* Given material *
** Start **

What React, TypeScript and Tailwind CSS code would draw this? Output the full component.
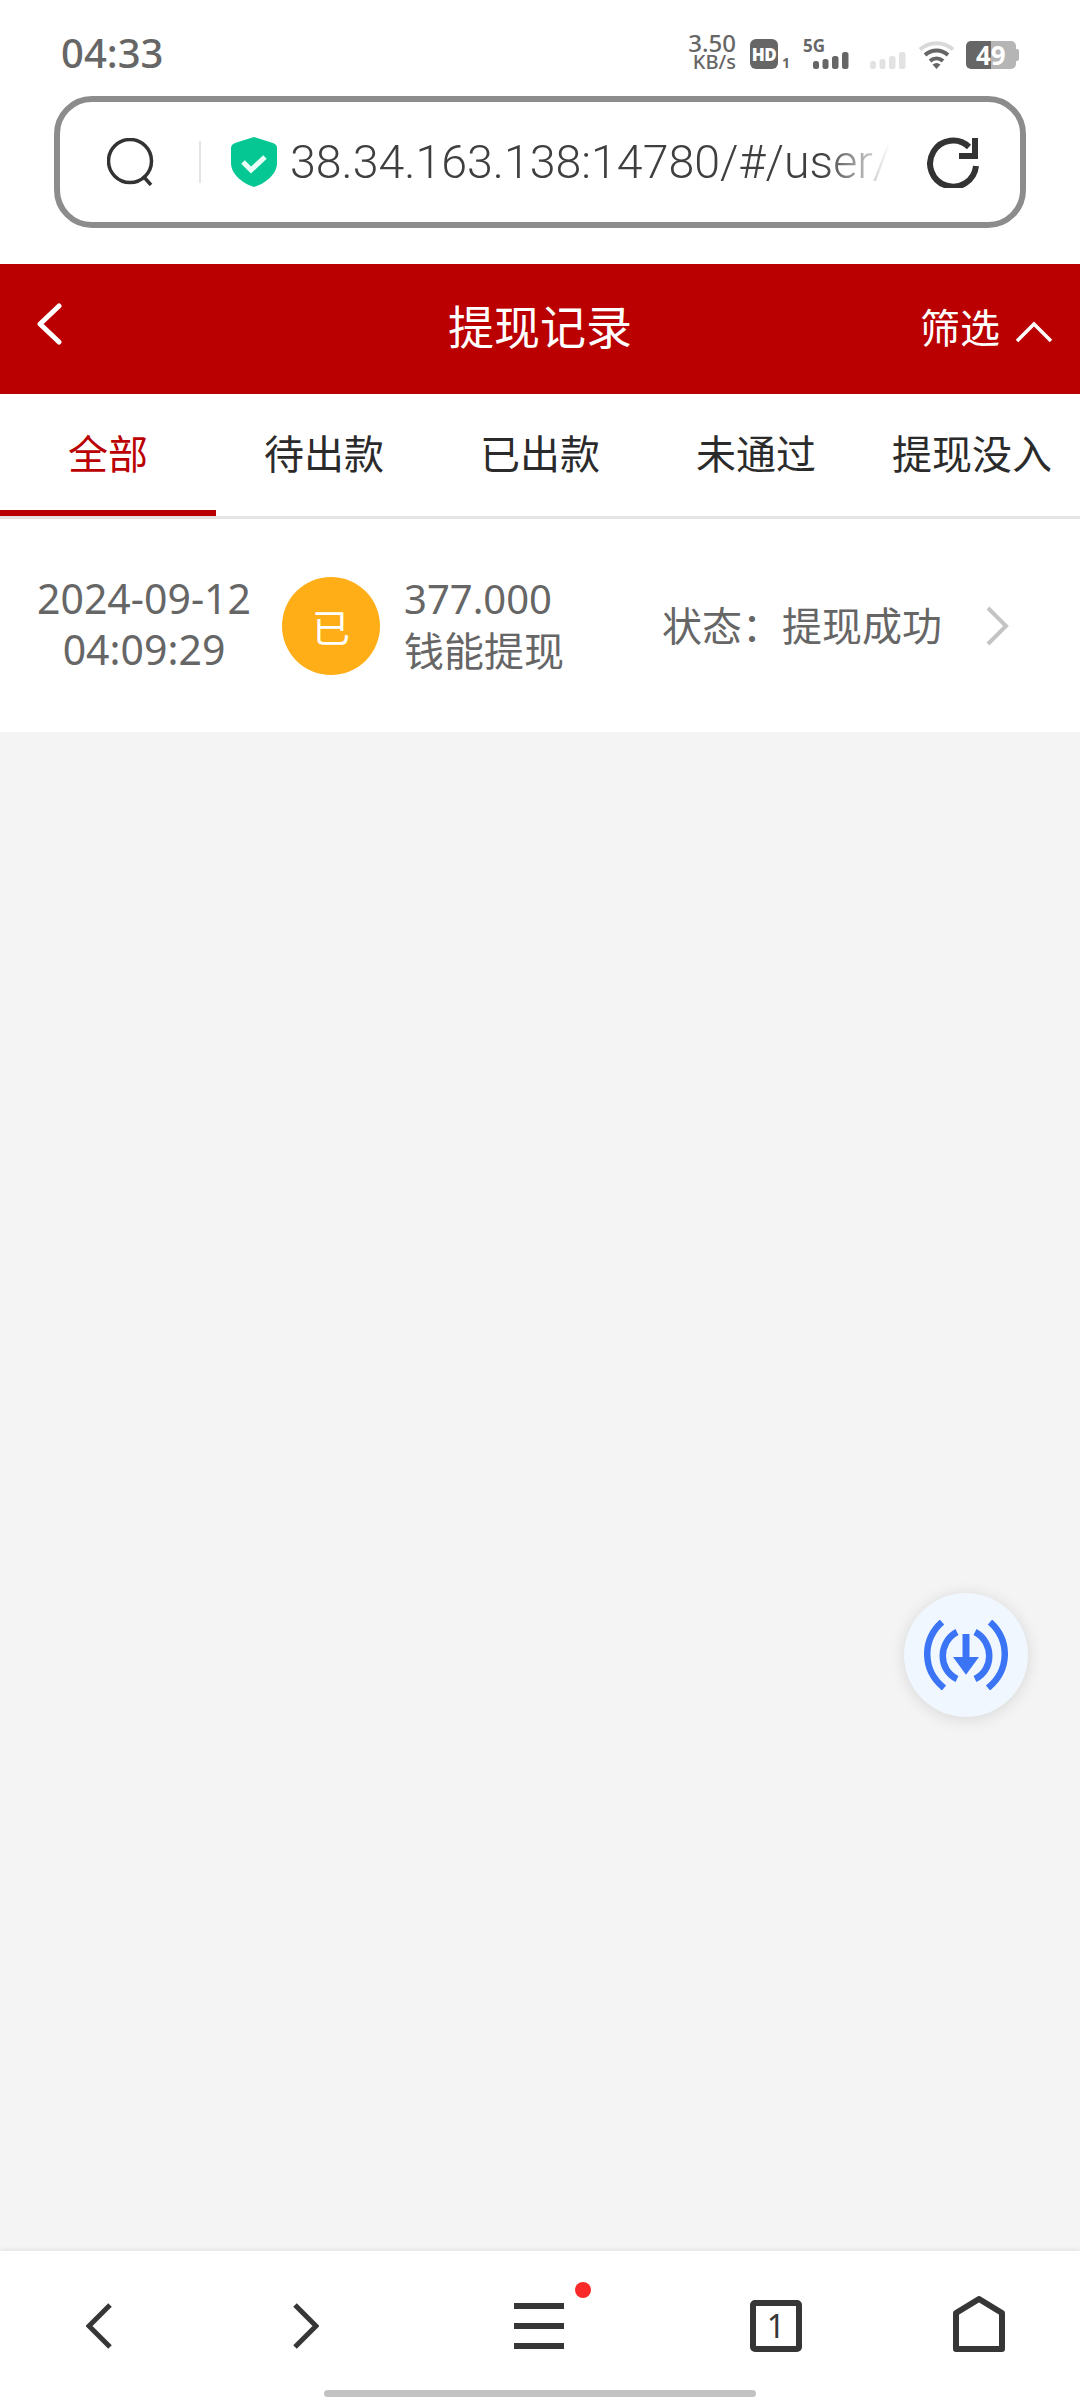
import React from 'react';

const cjk = { fontFamily: '"Noto Sans CJK SC", sans-serif' };

const tabs = ['全部', '待出款', '已出款', '未通过', '提现没入'];

function StatusIcons() {
  return (
    <div className="flex items-end h-[38px] text-[#666666] [font-family:'Noto_Sans',sans-serif]">
      <div className="flex flex-col items-end w-[46px] font-medium">
        <span className="text-[24px] leading-[21px]">3.50</span>
        <span className="text-[20px] leading-[17px]">KB/s</span>
      </div>
      <div className="flex items-end ml-[14px] mb-[1px] w-[40px]">
        <div className="flex items-center justify-center w-[30px] h-[30px] rounded-[6px] bg-[#666666] text-white text-[17px] leading-none font-black tracking-[-0.5px]">HD</div>
        <span className="ml-[4px] text-[14px] leading-[12px] font-bold">1</span>
      </div>
      <div className="relative ml-[13px] mb-[1px] w-[46px] h-[31px]">
        <span className="absolute left-0 -top-[1px] text-[17px] font-bold leading-[17px]">5G</span>
        <Signal className="absolute right-0 bottom-0" color="#666666" />
      </div>
      <Signal className="ml-[21px] mb-[1px]" color="#e2e2e2" />
      <svg className="ml-[12px] mb-[1px]" width="37" height="29" viewBox="0 0 37 29">
        <path d="M2 9.5C11 1 26 1 35 9.5" fill="none" stroke="#d9d9d9" strokeWidth="4" />
        <path d="M7 15C14 9 23 9 30 15" fill="none" stroke="#666666" strokeWidth="4" />
        <path d="M12 21C16 17.5 21 17.5 25 21" fill="none" stroke="#666666" strokeWidth="4" />
        <path d="M14.5 24.5L18.5 29L22.5 24.5C20 22.5 17 22.5 14.5 24.5Z" fill="#666666" />
      </svg>
      <div className="relative ml-[11px] mb-[1px] w-[54px] h-[28px] flex">
        <div className="w-[25px] h-full bg-[#666666] rounded-l-[5px]" />
        <div className="w-[25px] h-full bg-[#b5b5b5] rounded-r-[5px]" />
        <div className="w-[3px] h-[12px] mt-[8px] bg-[#b5b5b5] rounded-r-[2px]" />
        <span className="absolute left-[10px] top-0 text-[26px] leading-[28px] font-bold text-white">49</span>
      </div>
    </div>
  );
}

function Signal({ className, color }: { className?: string; color: string }) {
  return (
    <svg className={className} width="36" height="17" viewBox="0 0 36 17" fill={color}>
      <rect x="0" y="9" width="6" height="8" rx="2.5" />
      <rect x="9.5" y="7" width="6" height="10" rx="2.5" />
      <rect x="19" y="4" width="6.5" height="13" rx="2.5" />
      <rect x="29" y="0" width="6.5" height="17" rx="2.5" />
    </svg>
  );
}

function AddressBar() {
  return (
    <div className="h-[168px] px-[54px]">
      <div className="flex items-center h-[132px] border-[6px] border-[#8c8c8c] rounded-[38px]">
        <svg className="ml-[47px] shrink-0" width="48" height="48" viewBox="0 0 48 48" fill="none" stroke="#333333" strokeWidth="3.5">
          <circle cx="23" cy="23" r="21.5" />
          <path d="M36 38L44 47" />
        </svg>
        <div className="ml-[44px] w-[2px] h-[42px] bg-[#e4e4e4] shrink-0" />
        <svg className="ml-[30px] shrink-0" width="46" height="50" viewBox="0 0 46 50">
          <path d="M23 0L42 6Q46 7.500 46 11V26C46 38 33 47 23 50C13 47 0 38 0 26V11Q0 7.500 4 6Z" fill="#05c793" />
          <path d="M12 25L20 33L34 20" fill="none" stroke="#eafff8" strokeWidth="5" />
        </svg>
        <div className="ml-[13px] w-[606px] overflow-hidden whitespace-nowrap text-[46.5px] leading-[56px] text-[#3f3f3f] [font-family:Roboto,sans-serif] font-light [mask-image:linear-gradient(to_right,black_88%,transparent_99%)]">
          38.34.163.138:14780/#/user/
        </div>
        <svg className="ml-[31px] shrink-0" width="52" height="52" viewBox="0 0 52 52" fill="none" stroke="#333333" strokeWidth="6">
          <path d="M49 30A23 23 0 1 1 42 11" />
          <path d="M48 2V20H32" strokeWidth="6" />
        </svg>
      </div>
    </div>
  );
}

function Header() {
  return (
    <div className="relative flex items-center justify-center h-[130px] bg-[#ba0000] text-white" style={cjk}>
      <svg className="absolute left-[36px] top-[39px]" width="26" height="42" viewBox="0 0 26 42" fill="none" stroke="#fff" strokeWidth="5" strokeLinecap="round" strokeLinejoin="round">
        <path d="M23 3L4 21L23 39" />
      </svg>
      <span className="text-[46px] leading-[60px] pb-[10px]">提现记录</span>
      <div className="absolute right-[27px] top-0 h-full flex items-center gap-[15px]">
        <span className="text-[40px] leading-[60px] pb-[6px]">筛选</span>
        <svg className="mt-[5px]" width="38" height="22" viewBox="0 0 38 22" fill="none" stroke="#fff" strokeWidth="3.5">
          <path d="M2 20L19 3L36 20" />
        </svg>
      </div>
    </div>
  );
}

function Tabs() {
  return (
    <div className="flex h-[125px] border-b-[3px] border-[#e4e4e4]" style={cjk}>
      {tabs.map((t, i) => (
        <div
          key={t}
          className={
            i === 0
              ? 'flex-1 flex items-center justify-center text-[40px] text-[#ba0000] border-b-[6px] border-[#ba0000]'
              : 'flex-1 flex items-center justify-center text-[40px] text-[#2b2b2b] pb-[6px]'
          }
        >
          {t}
        </div>
      ))}
    </div>
  );
}

function RecordRow() {
  return (
    <div className="flex items-center h-[213px] text-[40px] text-[#666666]" style={cjk}>
      <div className="w-[282px] pl-[6px] mb-[3px] text-center leading-[51px] text-[41px] [font-family:'Noto_Sans',sans-serif]">
        <div>2024-09-12</div>
        <div>04:09:29</div>
      </div>
      <div className="flex items-center justify-center w-[98px] h-[98px] rounded-full bg-[#ffae17] text-[38px] text-white">已</div>
      <div className="ml-[24px] mb-[4px] w-[258px] leading-[51px]">
        <div className="[font-family:'Noto_Sans',sans-serif]">377.000</div>
        <div>钱能提现</div>
      </div>
      <div className="mb-[4px] whitespace-nowrap">状态：提现成功</div>
      <svg className="ml-[43px]" width="24" height="40" viewBox="0 0 24 40" fill="none" stroke="#c4c4c4" strokeWidth="4">
        <path d="M3 2L21 20L3 38" />
      </svg>
    </div>
  );
}

function DownloadFab() {
  return (
    <div className="absolute right-[52px] top-[1593px] flex items-center justify-center w-[124px] h-[124px] rounded-full bg-[#f0f7ff] shadow-[0_2px_16px_rgba(0,0,0,0.12)]">
      <svg width="84" height="70" viewBox="0 0 84 70" fill="none" stroke="#3b75f5" strokeWidth="6.5">
        <path d="M18 2C-2 20 -2 50 20 68" />
        <path d="M66 2C86 20 86 50 64 68" />
        <path d="M33 12C14 22 14 50 33 59" />
        <path d="M51 12C70 22 70 50 51 59" />
        <path d="M42 14V40" strokeWidth="7" />
        <path d="M31 38H53L42 53Z" fill="#3b75f5" stroke="#3b75f5" strokeWidth="2" />
      </svg>
    </div>
  );
}

function BottomBar() {
  return (
    <div className="relative flex items-center h-[149px] pl-[86px] bg-white shadow-[0_-2px_4px_rgba(0,0,0,0.06)]">
      <svg width="26" height="46" viewBox="0 0 26 46" fill="none" stroke="#363636" strokeWidth="5">
        <path d="M24 2L3 23L24 44" />
      </svg>
      <svg className="ml-[181px]" width="26" height="46" viewBox="0 0 26 46" fill="none" stroke="#363636" strokeWidth="5">
        <path d="M2 2L23 23L2 44" />
      </svg>
      <div className="relative flex flex-col gap-[14px] ml-[195px] w-[50px]">
        <div className="h-[6px] bg-[#363636]" />
        <div className="h-[6px] bg-[#363636]" />
        <div className="h-[6px] bg-[#363636]" />
        <div className="absolute -right-[27px] -top-[21px] w-[16px] h-[16px] rounded-full bg-[#fb2a2a]" />
      </div>
      <div className="flex items-center justify-center ml-[186px] w-[52px] h-[52px] border-[6px] border-[#363636] rounded-[5px] text-[32px] leading-none text-[#363636] [font-family:'Noto_Sans',sans-serif]">1</div>
      <svg className="ml-[151px] -mt-[4px]" width="52" height="56" viewBox="0 0 52 56" fill="none" stroke="#363636" strokeWidth="6" strokeLinejoin="round">
        <path d="M26 3L49 17V53H3V17Z" />
      </svg>
      <div className="absolute left-[324px] top-[139px] w-[432px] h-[7px] rounded-full bg-[#c2c2c2]" />
    </div>
  );
}

export default function App() {
  return (
    <div className="relative flex flex-col w-[1080px] h-[2400px] bg-white overflow-hidden">
      <div className="flex items-start justify-between h-[96px] pt-[32px] pl-[61px] pr-[60px]">
        <span className="text-[40px] leading-[42px] font-medium text-[#666666] [font-family:'Noto_Sans',sans-serif]">04:33</span>
        <StatusIcons />
      </div>
      <AddressBar />
      <Header />
      <Tabs />
      <RecordRow />
      <div className="flex-1 bg-[#f4f4f4]" />
      <DownloadFab />
      <BottomBar />
    </div>
  );
}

** End **

* What needs to be done *
Pictures are excluded; extract exactly the lines from the start of the data through the line that holds "const tabs = ['全部', '待出款', '已出款', '未通过', '提现没入'];", both ends included.

* Finished task *
What React, TypeScript and Tailwind CSS code would draw this? Output the full component.
import React from 'react';

const cjk = { fontFamily: '"Noto Sans CJK SC", sans-serif' };

const tabs = ['全部', '待出款', '已出款', '未通过', '提现没入'];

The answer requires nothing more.